Records with interface code:
<<<<

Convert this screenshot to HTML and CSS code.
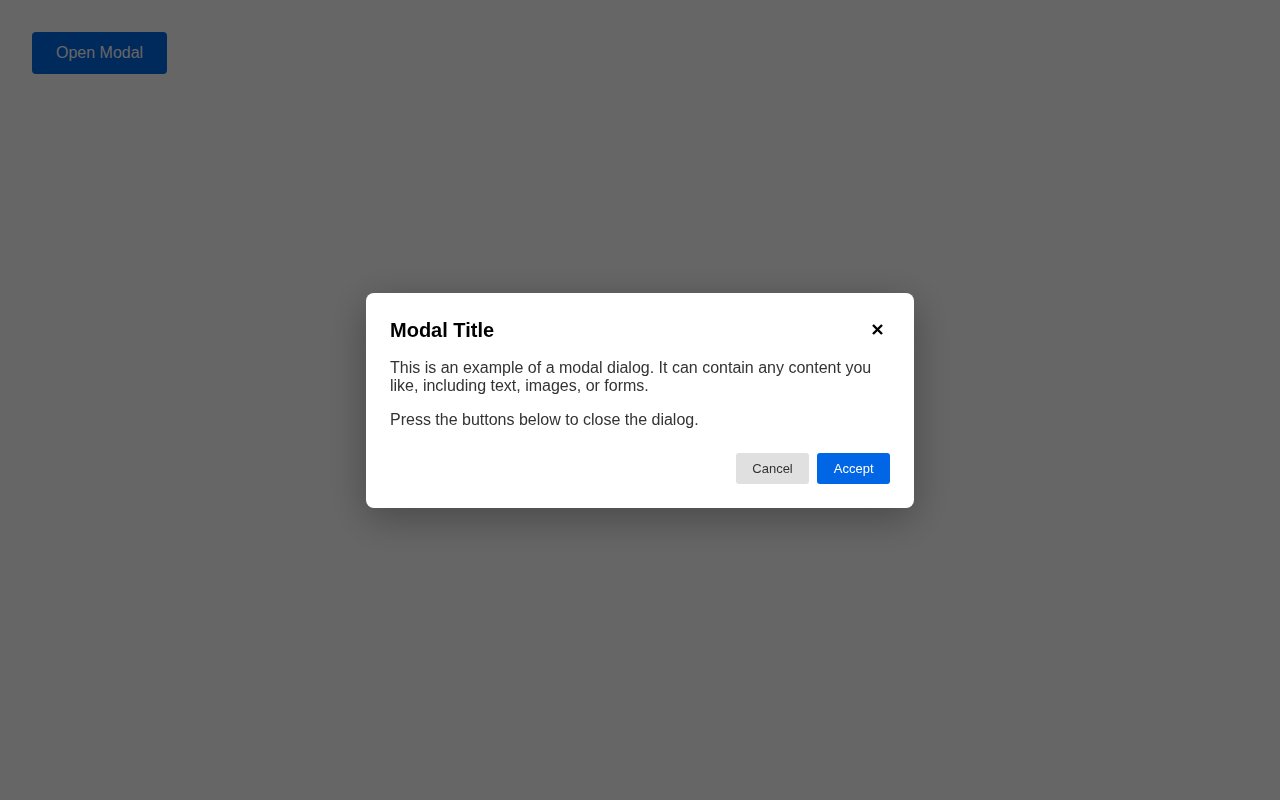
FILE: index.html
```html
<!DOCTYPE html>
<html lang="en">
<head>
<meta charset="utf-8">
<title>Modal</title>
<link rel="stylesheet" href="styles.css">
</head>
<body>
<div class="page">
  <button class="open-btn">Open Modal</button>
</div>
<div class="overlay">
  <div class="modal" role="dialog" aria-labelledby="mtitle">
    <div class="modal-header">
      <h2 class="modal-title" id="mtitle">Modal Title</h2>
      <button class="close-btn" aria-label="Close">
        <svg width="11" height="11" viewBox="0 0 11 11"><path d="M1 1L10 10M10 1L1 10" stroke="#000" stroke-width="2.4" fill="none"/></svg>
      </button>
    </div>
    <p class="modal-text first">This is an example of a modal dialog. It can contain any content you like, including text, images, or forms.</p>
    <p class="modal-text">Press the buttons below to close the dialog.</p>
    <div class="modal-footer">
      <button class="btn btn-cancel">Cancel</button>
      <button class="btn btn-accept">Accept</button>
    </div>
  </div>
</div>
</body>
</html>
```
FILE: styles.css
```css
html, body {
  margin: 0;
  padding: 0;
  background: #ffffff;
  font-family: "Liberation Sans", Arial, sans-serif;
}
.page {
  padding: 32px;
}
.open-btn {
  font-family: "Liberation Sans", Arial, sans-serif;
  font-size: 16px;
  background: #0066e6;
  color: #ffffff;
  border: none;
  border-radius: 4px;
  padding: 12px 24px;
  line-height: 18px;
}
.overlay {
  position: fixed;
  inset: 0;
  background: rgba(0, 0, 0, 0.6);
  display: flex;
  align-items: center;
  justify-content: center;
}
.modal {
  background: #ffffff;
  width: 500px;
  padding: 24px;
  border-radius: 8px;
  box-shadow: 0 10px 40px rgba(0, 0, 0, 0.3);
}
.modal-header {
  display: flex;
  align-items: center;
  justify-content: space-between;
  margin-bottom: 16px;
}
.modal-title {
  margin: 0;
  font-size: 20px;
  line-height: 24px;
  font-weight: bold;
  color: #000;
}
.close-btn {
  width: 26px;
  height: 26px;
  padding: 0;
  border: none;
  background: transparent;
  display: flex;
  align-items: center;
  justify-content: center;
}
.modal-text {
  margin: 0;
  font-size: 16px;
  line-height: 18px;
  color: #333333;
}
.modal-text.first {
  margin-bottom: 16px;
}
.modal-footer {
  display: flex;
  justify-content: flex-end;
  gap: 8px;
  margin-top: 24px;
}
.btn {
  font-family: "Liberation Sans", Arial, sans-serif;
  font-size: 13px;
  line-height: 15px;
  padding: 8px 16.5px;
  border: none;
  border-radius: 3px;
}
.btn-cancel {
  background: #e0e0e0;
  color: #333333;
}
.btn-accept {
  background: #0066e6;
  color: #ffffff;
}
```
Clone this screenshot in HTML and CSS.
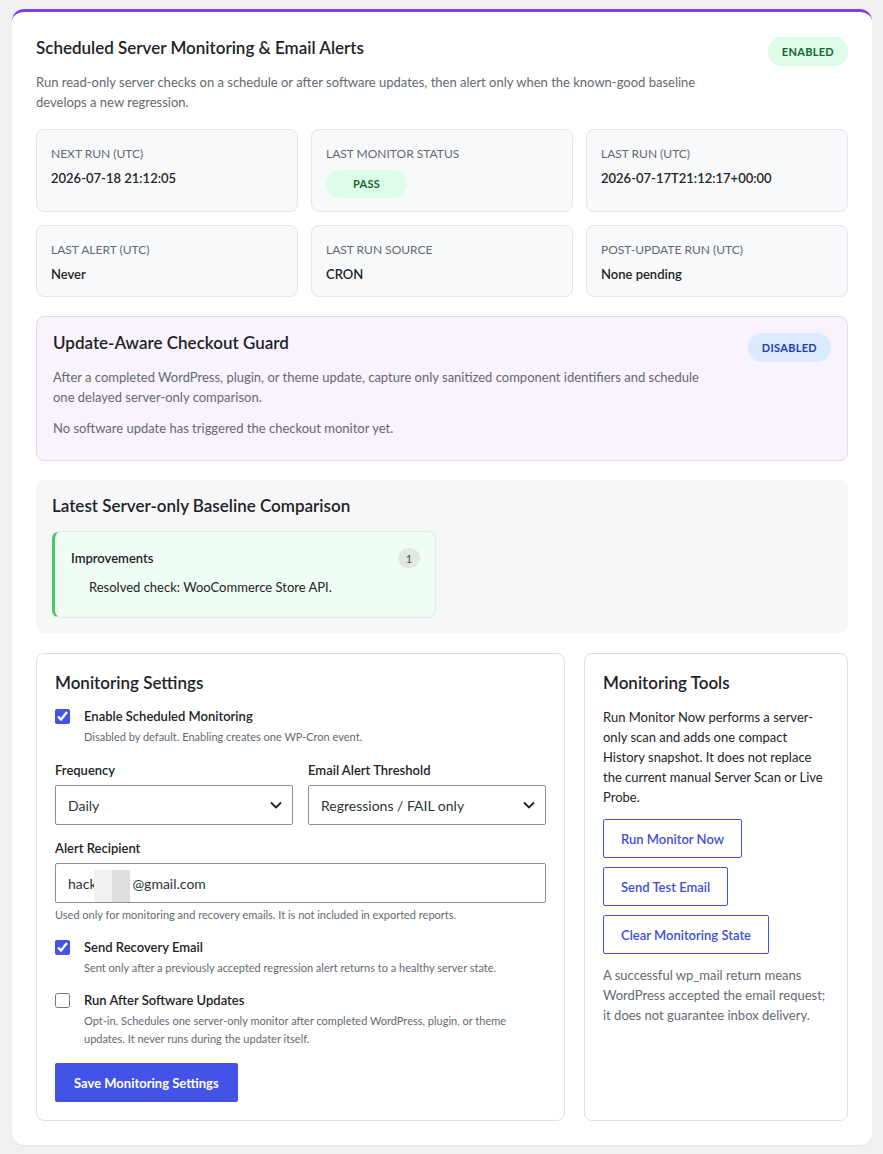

>>>>

> TASK PROMPT: Show, from the listing above, each line that contains the word "screenshot".

> TASK ANSWER:
Convert this screenshot to HTML and CSS code.
Clone this screenshot in HTML and CSS.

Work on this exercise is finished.